A police officer who fatally shot a gun-wielding woman holding a man hostage did so because he believed she was about to shoot him.
The Whangarei Armed Offenders Squad member shot drug addict Lee Mettam, 37, with a single rifle shot to the chest in the doorway of a Vodafone shop on Reyburn St in Whangarei on October 23, 2008.
An Independent Police Conduct Authority report, released yesterday, found the member, referred to as Officer A, was justified in his actions "in light of the immediate threat of death or grievous bodily harm to himself and others, and he could not have reasonably protected himself or others in a less violent manner in the circumstances.
The force he used in those circumstances was not excessive."
Ms Mettam was addicted to heroin and LSD, was on a methadone programme and was a user of cannabis and methamphetamine as well as the prescription drug Rivotril.

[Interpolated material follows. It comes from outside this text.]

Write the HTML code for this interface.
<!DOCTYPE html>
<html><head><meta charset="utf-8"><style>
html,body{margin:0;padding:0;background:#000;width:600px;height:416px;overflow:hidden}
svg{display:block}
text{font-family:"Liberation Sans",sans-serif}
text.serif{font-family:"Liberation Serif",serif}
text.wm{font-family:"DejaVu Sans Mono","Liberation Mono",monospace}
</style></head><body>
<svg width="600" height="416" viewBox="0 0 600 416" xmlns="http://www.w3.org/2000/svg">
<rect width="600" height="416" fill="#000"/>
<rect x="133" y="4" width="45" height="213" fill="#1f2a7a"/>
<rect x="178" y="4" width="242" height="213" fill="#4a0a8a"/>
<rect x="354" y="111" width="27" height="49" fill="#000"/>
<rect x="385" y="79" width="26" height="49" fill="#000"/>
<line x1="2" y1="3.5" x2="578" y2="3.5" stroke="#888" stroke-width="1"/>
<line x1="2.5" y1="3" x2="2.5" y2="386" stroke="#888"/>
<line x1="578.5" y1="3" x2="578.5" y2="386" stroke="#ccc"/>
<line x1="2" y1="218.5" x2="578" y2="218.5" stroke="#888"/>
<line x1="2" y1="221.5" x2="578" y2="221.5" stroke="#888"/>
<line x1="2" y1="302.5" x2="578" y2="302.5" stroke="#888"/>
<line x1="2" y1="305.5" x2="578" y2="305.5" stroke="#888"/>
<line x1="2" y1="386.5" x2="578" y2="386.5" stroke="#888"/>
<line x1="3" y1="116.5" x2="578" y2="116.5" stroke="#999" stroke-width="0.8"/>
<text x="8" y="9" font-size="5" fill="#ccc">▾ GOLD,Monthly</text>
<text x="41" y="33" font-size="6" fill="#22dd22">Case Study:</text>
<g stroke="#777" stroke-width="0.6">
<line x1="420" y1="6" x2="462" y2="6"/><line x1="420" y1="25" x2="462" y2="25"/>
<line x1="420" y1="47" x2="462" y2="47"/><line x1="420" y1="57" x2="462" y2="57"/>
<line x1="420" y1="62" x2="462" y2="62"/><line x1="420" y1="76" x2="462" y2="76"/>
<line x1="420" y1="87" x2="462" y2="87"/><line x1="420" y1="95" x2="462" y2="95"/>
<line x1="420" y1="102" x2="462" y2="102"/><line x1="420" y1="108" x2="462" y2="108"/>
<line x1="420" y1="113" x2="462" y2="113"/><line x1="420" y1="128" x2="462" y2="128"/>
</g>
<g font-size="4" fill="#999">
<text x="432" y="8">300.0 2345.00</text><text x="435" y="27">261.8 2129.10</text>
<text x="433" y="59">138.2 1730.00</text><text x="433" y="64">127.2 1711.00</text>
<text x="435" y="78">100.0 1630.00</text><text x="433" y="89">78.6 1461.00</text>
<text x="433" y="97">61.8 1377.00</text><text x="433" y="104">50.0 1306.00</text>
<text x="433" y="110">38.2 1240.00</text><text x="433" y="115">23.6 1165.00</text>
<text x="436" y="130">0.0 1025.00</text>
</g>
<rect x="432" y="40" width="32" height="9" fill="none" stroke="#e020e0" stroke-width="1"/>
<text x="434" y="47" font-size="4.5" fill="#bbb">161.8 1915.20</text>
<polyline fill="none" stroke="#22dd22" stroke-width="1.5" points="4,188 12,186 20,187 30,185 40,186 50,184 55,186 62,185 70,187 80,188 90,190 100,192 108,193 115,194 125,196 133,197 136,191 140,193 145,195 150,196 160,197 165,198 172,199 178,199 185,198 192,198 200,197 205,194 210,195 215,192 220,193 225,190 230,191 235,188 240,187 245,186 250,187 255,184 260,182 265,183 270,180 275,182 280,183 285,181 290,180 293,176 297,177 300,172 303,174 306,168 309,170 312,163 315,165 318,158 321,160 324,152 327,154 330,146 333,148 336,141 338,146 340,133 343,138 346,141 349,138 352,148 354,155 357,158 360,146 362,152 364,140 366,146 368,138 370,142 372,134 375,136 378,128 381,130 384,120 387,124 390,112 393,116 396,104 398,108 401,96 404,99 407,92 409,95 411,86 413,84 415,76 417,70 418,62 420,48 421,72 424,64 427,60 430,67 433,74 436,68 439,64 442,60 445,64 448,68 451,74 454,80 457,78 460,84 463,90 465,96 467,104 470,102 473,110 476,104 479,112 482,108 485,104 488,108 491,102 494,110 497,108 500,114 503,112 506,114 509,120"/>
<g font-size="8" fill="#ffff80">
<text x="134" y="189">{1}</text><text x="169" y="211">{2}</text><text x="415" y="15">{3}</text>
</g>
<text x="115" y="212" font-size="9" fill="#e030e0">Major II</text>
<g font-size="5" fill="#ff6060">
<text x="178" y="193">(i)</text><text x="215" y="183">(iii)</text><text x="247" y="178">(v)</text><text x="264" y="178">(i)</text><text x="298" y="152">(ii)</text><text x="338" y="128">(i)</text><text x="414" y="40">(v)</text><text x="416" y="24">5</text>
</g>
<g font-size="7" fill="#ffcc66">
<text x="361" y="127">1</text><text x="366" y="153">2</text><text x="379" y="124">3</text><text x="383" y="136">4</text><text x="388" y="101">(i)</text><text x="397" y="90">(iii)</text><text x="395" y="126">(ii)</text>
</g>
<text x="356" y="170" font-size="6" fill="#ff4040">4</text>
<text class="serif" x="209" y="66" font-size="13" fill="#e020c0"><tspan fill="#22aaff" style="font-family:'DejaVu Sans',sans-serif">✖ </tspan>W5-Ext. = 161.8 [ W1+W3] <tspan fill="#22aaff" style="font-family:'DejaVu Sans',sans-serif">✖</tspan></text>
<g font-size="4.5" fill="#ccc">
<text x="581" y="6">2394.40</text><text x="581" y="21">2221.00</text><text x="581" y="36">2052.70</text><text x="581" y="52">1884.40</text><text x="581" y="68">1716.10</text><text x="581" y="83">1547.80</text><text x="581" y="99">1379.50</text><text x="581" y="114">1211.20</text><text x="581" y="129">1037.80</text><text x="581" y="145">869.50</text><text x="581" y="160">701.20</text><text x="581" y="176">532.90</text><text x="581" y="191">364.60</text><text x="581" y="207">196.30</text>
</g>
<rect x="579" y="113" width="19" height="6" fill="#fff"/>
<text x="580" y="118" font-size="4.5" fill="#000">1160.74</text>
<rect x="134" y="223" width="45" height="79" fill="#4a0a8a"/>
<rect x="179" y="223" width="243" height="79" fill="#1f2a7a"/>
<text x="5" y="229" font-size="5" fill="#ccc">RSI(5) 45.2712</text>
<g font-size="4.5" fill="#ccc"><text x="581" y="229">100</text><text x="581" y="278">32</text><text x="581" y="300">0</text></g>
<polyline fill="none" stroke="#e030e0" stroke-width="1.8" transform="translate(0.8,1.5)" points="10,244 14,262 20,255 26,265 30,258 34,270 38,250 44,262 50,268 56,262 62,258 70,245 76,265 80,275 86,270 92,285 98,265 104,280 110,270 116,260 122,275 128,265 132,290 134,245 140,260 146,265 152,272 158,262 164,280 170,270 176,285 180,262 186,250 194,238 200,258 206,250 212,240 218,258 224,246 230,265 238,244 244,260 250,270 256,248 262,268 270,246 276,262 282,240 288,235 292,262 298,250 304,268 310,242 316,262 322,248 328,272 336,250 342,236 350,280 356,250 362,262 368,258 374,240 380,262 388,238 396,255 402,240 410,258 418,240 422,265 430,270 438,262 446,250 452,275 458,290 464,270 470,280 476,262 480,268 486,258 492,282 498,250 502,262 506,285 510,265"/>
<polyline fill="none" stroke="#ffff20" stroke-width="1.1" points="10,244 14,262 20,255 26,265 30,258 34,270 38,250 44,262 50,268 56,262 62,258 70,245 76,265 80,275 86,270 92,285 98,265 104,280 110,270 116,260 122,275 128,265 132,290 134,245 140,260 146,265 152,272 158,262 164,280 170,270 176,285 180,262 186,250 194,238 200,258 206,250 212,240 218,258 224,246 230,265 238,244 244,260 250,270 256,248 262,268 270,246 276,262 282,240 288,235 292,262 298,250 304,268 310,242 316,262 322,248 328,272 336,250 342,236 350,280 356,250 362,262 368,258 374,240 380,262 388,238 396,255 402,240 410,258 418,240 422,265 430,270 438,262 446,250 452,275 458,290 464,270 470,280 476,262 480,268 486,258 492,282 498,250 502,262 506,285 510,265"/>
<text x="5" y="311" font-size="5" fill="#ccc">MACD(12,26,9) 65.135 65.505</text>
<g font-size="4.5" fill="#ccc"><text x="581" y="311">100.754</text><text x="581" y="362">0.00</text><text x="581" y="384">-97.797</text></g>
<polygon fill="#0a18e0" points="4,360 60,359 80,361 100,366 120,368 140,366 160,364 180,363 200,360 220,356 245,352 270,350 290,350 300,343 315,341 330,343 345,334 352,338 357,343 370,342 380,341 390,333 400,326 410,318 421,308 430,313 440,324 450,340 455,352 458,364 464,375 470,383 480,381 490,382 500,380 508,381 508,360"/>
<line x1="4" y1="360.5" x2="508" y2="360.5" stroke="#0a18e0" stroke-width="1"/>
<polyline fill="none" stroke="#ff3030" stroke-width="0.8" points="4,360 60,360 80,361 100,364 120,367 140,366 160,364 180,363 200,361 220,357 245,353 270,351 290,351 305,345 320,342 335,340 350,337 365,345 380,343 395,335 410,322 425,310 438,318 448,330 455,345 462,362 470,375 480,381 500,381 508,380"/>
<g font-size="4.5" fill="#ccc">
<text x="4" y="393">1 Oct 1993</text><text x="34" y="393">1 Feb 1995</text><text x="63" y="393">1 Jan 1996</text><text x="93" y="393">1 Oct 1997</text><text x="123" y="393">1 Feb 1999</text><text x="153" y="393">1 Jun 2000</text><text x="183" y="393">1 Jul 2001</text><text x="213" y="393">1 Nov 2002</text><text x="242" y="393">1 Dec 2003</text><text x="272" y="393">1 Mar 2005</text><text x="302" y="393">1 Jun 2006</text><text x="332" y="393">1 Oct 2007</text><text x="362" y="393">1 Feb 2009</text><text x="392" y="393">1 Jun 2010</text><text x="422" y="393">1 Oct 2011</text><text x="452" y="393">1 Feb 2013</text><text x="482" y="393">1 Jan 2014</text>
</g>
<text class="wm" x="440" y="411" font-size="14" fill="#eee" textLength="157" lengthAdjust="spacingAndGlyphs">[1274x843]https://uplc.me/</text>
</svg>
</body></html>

She had been a heavy drug user since the age of 14, and had had previous run-ins with police, including threatening to kill and unlawful discharge of a firearm, the authority said.
About 9.30am on the day she was shot, Ms Mettam went to the shop to get money from an employee she knew, Dean Harrison.
She had been demanding money from him and his family for several days, and the previous day had assaulted his daughter and threatened to kill her if she went to the police.
When she discovered the man was not at work, she pointed her rifle at staff and demanded money and phones before grabbing shop assistant Son Taylor. She held him at gunpoint for about half an hour, threatening to shoot him.
When the AOS arrived, Officer A saw, through the shop window, Ms Mettam holding the man hostage, behaving erratically and at one stage pointing the gun at him.
When she appeared at the door, the officer and other AOS members appealed to her to put down her weapon.
But instead she raised her .177 calibre rifle and swung it towards Officer A, who was about 34m away. He fired a shot at her with his Ruger 7.62 bolt action marksman rifle.
The report found police breached some communications and control protocols, but this did not amount to misconduct and did not affect the outcome.
The breaches included an ambulance not being on standby at the beginning of the incident and the police officer in control of the incident not informing the police northern communications centre a shot had been fired.
Officer A, the senior AOS member, did not formulate a voice appeal plan before trying to communicate with Mettam, resulting in members shouting at her simultaneously.